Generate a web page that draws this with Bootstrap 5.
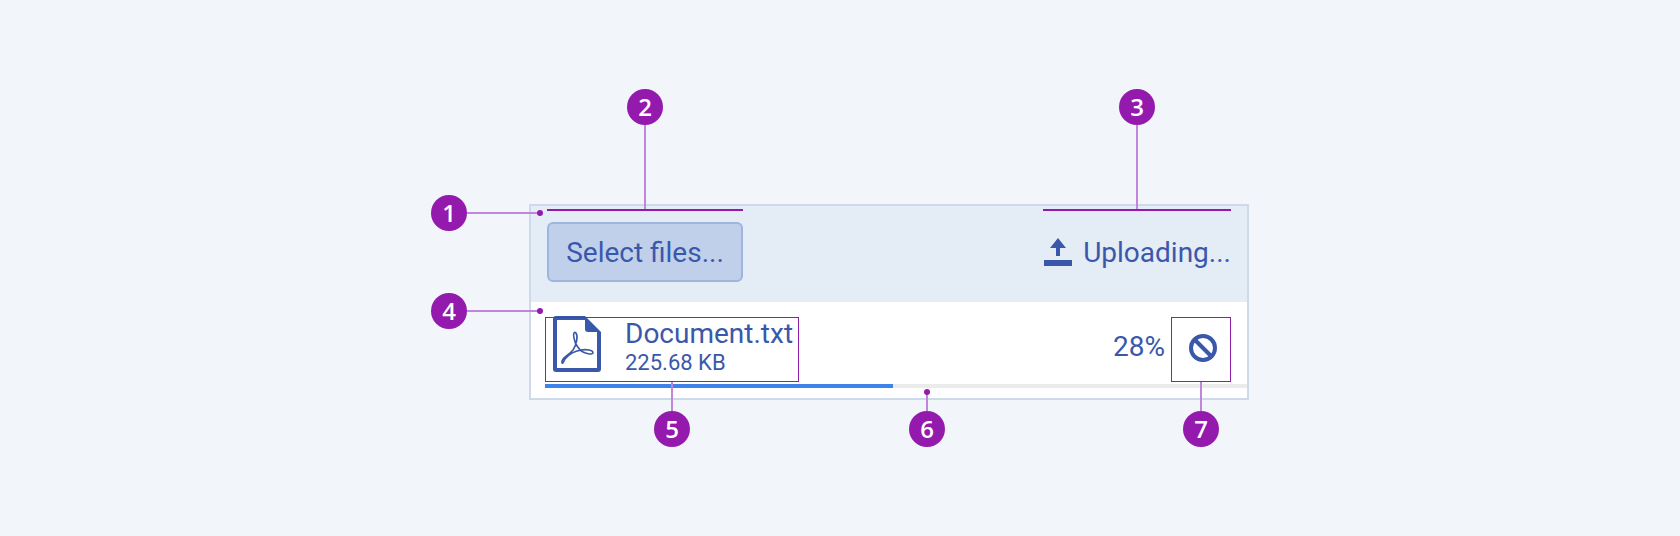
<!DOCTYPE html>
<html lang="en">
<head>
<meta charset="utf-8">
<title>Upload anatomy</title>
<link rel="stylesheet" href="https://cdn.jsdelivr.net/npm/bootstrap@5.3.0/dist/css/bootstrap.min.css">
<style>
html,body{height:536px;overflow:hidden}
body{background:#f2f5fa;font-family:Roboto,"Liberation Sans",sans-serif;font-weight:400;color:#3a58ab}
.stage{position:relative;width:1680px;height:536px;padding:204px 0 0 529px}
.uploader{width:720px;height:196px;border:2px solid #cfd9ec;background:#fff}
.up-head{height:96px;background:#e4ecf6;padding:0 16px 4px}
.pick-btn{width:196px;height:60px;padding:2px 0 0;font-size:28px;line-height:1;color:#3a58ab;background:#c0d0ea;border:2px solid #9fb4de;border-radius:6px;font-weight:400}
.up-status{font-size:28px;line-height:1;gap:11px}
.up-status span{padding-top:2px}
.up-row{height:82px;padding:15px 16px 0 14px}
.file-info{width:254px;height:65px;padding-left:8px;gap:24px}
.file-icon{margin-top:-1px;flex:none}
.file-name{font-size:28px;line-height:32px;margin-top:1px}
.file-size{font-size:22px;line-height:26px;margin-top:0}
.up-pct{font-size:28px;line-height:1;margin-right:6px;margin-top:-7px}
.cancel-slot{width:60px;height:65px;padding:0 0 5px 4px}
.up-bar{height:4px;margin:0 0 0 14px;background:#ebebeb;border-radius:0}
.up-bar .progress-bar{background:#3f83ea}
.marks{position:absolute;inset:0;pointer-events:none}
.num{position:absolute;width:36px;height:36px;border-radius:50%;background:#9419ad;color:#fff;font:550 24px/35px "Open Sans",sans-serif;text-align:center}
.n1{left:431px;top:195px}.n2{left:627px;top:89px}.n3{left:1119px;top:89px}
.n4{left:431px;top:293px}.n5{left:654px;top:411px}.n6{left:909px;top:411px}.n7{left:1183px;top:411px}
.ln{position:absolute;background:#c285dc}
.l1{left:467px;top:212px;width:71px;height:2px}
.l2{left:644px;top:125px;width:2px;height:84px}
.l3{left:1136px;top:125px;width:2px;height:84px}
.l4{left:467px;top:310px;width:71px;height:2px}
.l5{left:671px;top:382px;width:2px;height:29px}
.l6{left:926px;top:392px;width:2px;height:19px}
.l7{left:1200px;top:382px;width:2px;height:29px}
.dot{position:absolute;width:6px;height:6px;border-radius:50%;background:#9419ad}
.d1{left:537px;top:210px}.d4{left:537px;top:308px}.d6{left:924px;top:389px}
.bar{position:absolute;height:2px;background:#9419ad;top:209px}
.b2{left:547px;width:196px}.b3{left:1043px;width:188px}
.box{position:absolute;top:317px;height:65px;border:1px solid #8f1fa8}
.bx5{left:545px;width:254px}.bx7{left:1171px;width:60px}
</style>
</head>
<body>
<div class="stage">
  <div class="uploader">
    <div class="up-head d-flex align-items-center justify-content-between">
      <button type="button" class="btn pick-btn">Select files...</button>
      <div class="up-status d-flex align-items-center">
        <svg width="28" height="28" viewBox="0 0 28 28" fill="#3a58ab" aria-hidden="true"><path d="M14 0 22 10H16V18H12V10H6Z"/><rect x="0" y="22" width="28" height="6"/></svg>
        <span>Uploading...</span>
      </div>
    </div>
    <div class="up-row d-flex justify-content-between">
      <div class="file-info d-flex">
        <svg class="file-icon" width="48" height="56" viewBox="0 0 48 56" aria-hidden="true">
          <path fill="#3a58ab" fill-rule="evenodd" d="M3 0H32L48 16V53a3 3 0 0 1-3 3H3a3 3 0 0 1-3-3V3a3 3 0 0 1 3-3ZM4 4V52H44V16H35a3 3 0 0 1-3-3V4Z"/>
          <path fill="none" stroke="#3a58ab" stroke-width="1.6" d="M9 47C8 42 15 40 20 34C24 28 25 20 23 17C21 15 20 18 21 22C22 28 26 34 30 36C34 38 40 39 40 36.5C40 34 33 33 28 34C22 35 16 38 12 43C11 45 10 48 9 47Z"/>
        </svg>
        <div>
          <div class="file-name">Document.txt</div>
          <div class="file-size">225.68 KB</div>
        </div>
      </div>
      <div class="d-flex align-items-center">
        <span class="up-pct">28%</span>
        <div class="cancel-slot d-flex align-items-center justify-content-center">
          <svg width="28" height="28" viewBox="0 0 28 28" fill="none" stroke="#3a58ab" stroke-width="4" aria-hidden="true"><circle cx="14" cy="14" r="12"/><path d="M5.5 5.5 22.5 22.5"/></svg>
        </div>
      </div>
    </div>
    <div class="progress up-bar"><div class="progress-bar" style="width:49.6%"></div></div>
  </div>
  <div class="marks">
    <div class="ln l1"></div><div class="ln l2"></div><div class="ln l3"></div><div class="ln l4"></div><div class="ln l5"></div><div class="ln l6"></div><div class="ln l7"></div>
    <div class="dot d1"></div><div class="dot d4"></div><div class="dot d6"></div>
    <div class="bar b2"></div><div class="bar b3"></div>
    <div class="box bx5"></div><div class="box bx7"></div>
    <div class="num n1">1</div><div class="num n2">2</div><div class="num n3">3</div><div class="num n4">4</div><div class="num n5">5</div><div class="num n6">6</div><div class="num n7">7</div>
  </div>
</div>
</body>
</html>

===============

### Exercise objective
Set down the material exactly, every line of it, except for the pictures.

### Result of the exercise
Generate a web page that draws this with Bootstrap 5.
<!DOCTYPE html>
<html lang="en">
<head>
<meta charset="utf-8">
<title>Upload anatomy</title>
<link rel="stylesheet" href="https://cdn.jsdelivr.net/npm/bootstrap@5.3.0/dist/css/bootstrap.min.css">
<style>
html,body{height:536px;overflow:hidden}
body{background:#f2f5fa;font-family:Roboto,"Liberation Sans",sans-serif;font-weight:400;color:#3a58ab}
.stage{position:relative;width:1680px;height:536px;padding:204px 0 0 529px}
.uploader{width:720px;height:196px;border:2px solid #cfd9ec;background:#fff}
.up-head{height:96px;background:#e4ecf6;padding:0 16px 4px}
.pick-btn{width:196px;height:60px;padding:2px 0 0;font-size:28px;line-height:1;color:#3a58ab;background:#c0d0ea;border:2px solid #9fb4de;border-radius:6px;font-weight:400}
.up-status{font-size:28px;line-height:1;gap:11px}
.up-status span{padding-top:2px}
.up-row{height:82px;padding:15px 16px 0 14px}
.file-info{width:254px;height:65px;padding-left:8px;gap:24px}
.file-icon{margin-top:-1px;flex:none}
.file-name{font-size:28px;line-height:32px;margin-top:1px}
.file-size{font-size:22px;line-height:26px;margin-top:0}
.up-pct{font-size:28px;line-height:1;margin-right:6px;margin-top:-7px}
.cancel-slot{width:60px;height:65px;padding:0 0 5px 4px}
.up-bar{height:4px;margin:0 0 0 14px;background:#ebebeb;border-radius:0}
.up-bar .progress-bar{background:#3f83ea}
.marks{position:absolute;inset:0;pointer-events:none}
.num{position:absolute;width:36px;height:36px;border-radius:50%;background:#9419ad;color:#fff;font:550 24px/35px "Open Sans",sans-serif;text-align:center}
.n1{left:431px;top:195px}.n2{left:627px;top:89px}.n3{left:1119px;top:89px}
.n4{left:431px;top:293px}.n5{left:654px;top:411px}.n6{left:909px;top:411px}.n7{left:1183px;top:411px}
.ln{position:absolute;background:#c285dc}
.l1{left:467px;top:212px;width:71px;height:2px}
.l2{left:644px;top:125px;width:2px;height:84px}
.l3{left:1136px;top:125px;width:2px;height:84px}
.l4{left:467px;top:310px;width:71px;height:2px}
.l5{left:671px;top:382px;width:2px;height:29px}
.l6{left:926px;top:392px;width:2px;height:19px}
.l7{left:1200px;top:382px;width:2px;height:29px}
.dot{position:absolute;width:6px;height:6px;border-radius:50%;background:#9419ad}
.d1{left:537px;top:210px}.d4{left:537px;top:308px}.d6{left:924px;top:389px}
.bar{position:absolute;height:2px;background:#9419ad;top:209px}
.b2{left:547px;width:196px}.b3{left:1043px;width:188px}
.box{position:absolute;top:317px;height:65px;border:1px solid #8f1fa8}
.bx5{left:545px;width:254px}.bx7{left:1171px;width:60px}
</style>
</head>
<body>
<div class="stage">
  <div class="uploader">
    <div class="up-head d-flex align-items-center justify-content-between">
      <button type="button" class="btn pick-btn">Select files...</button>
      <div class="up-status d-flex align-items-center">
        <svg width="28" height="28" viewBox="0 0 28 28" fill="#3a58ab" aria-hidden="true"><path d="M14 0 22 10H16V18H12V10H6Z"/><rect x="0" y="22" width="28" height="6"/></svg>
        <span>Uploading...</span>
      </div>
    </div>
    <div class="up-row d-flex justify-content-between">
      <div class="file-info d-flex">
        <svg class="file-icon" width="48" height="56" viewBox="0 0 48 56" aria-hidden="true">
          <path fill="#3a58ab" fill-rule="evenodd" d="M3 0H32L48 16V53a3 3 0 0 1-3 3H3a3 3 0 0 1-3-3V3a3 3 0 0 1 3-3ZM4 4V52H44V16H35a3 3 0 0 1-3-3V4Z"/>
          <path fill="none" stroke="#3a58ab" stroke-width="1.6" d="M9 47C8 42 15 40 20 34C24 28 25 20 23 17C21 15 20 18 21 22C22 28 26 34 30 36C34 38 40 39 40 36.5C40 34 33 33 28 34C22 35 16 38 12 43C11 45 10 48 9 47Z"/>
        </svg>
        <div>
          <div class="file-name">Document.txt</div>
          <div class="file-size">225.68 KB</div>
        </div>
      </div>
      <div class="d-flex align-items-center">
        <span class="up-pct">28%</span>
        <div class="cancel-slot d-flex align-items-center justify-content-center">
          <svg width="28" height="28" viewBox="0 0 28 28" fill="none" stroke="#3a58ab" stroke-width="4" aria-hidden="true"><circle cx="14" cy="14" r="12"/><path d="M5.5 5.5 22.5 22.5"/></svg>
        </div>
      </div>
    </div>
    <div class="progress up-bar"><div class="progress-bar" style="width:49.6%"></div></div>
  </div>
  <div class="marks">
    <div class="ln l1"></div><div class="ln l2"></div><div class="ln l3"></div><div class="ln l4"></div><div class="ln l5"></div><div class="ln l6"></div><div class="ln l7"></div>
    <div class="dot d1"></div><div class="dot d4"></div><div class="dot d6"></div>
    <div class="bar b2"></div><div class="bar b3"></div>
    <div class="box bx5"></div><div class="box bx7"></div>
    <div class="num n1">1</div><div class="num n2">2</div><div class="num n3">3</div><div class="num n4">4</div><div class="num n5">5</div><div class="num n6">6</div><div class="num n7">7</div>
  </div>
</div>
</body>
</html>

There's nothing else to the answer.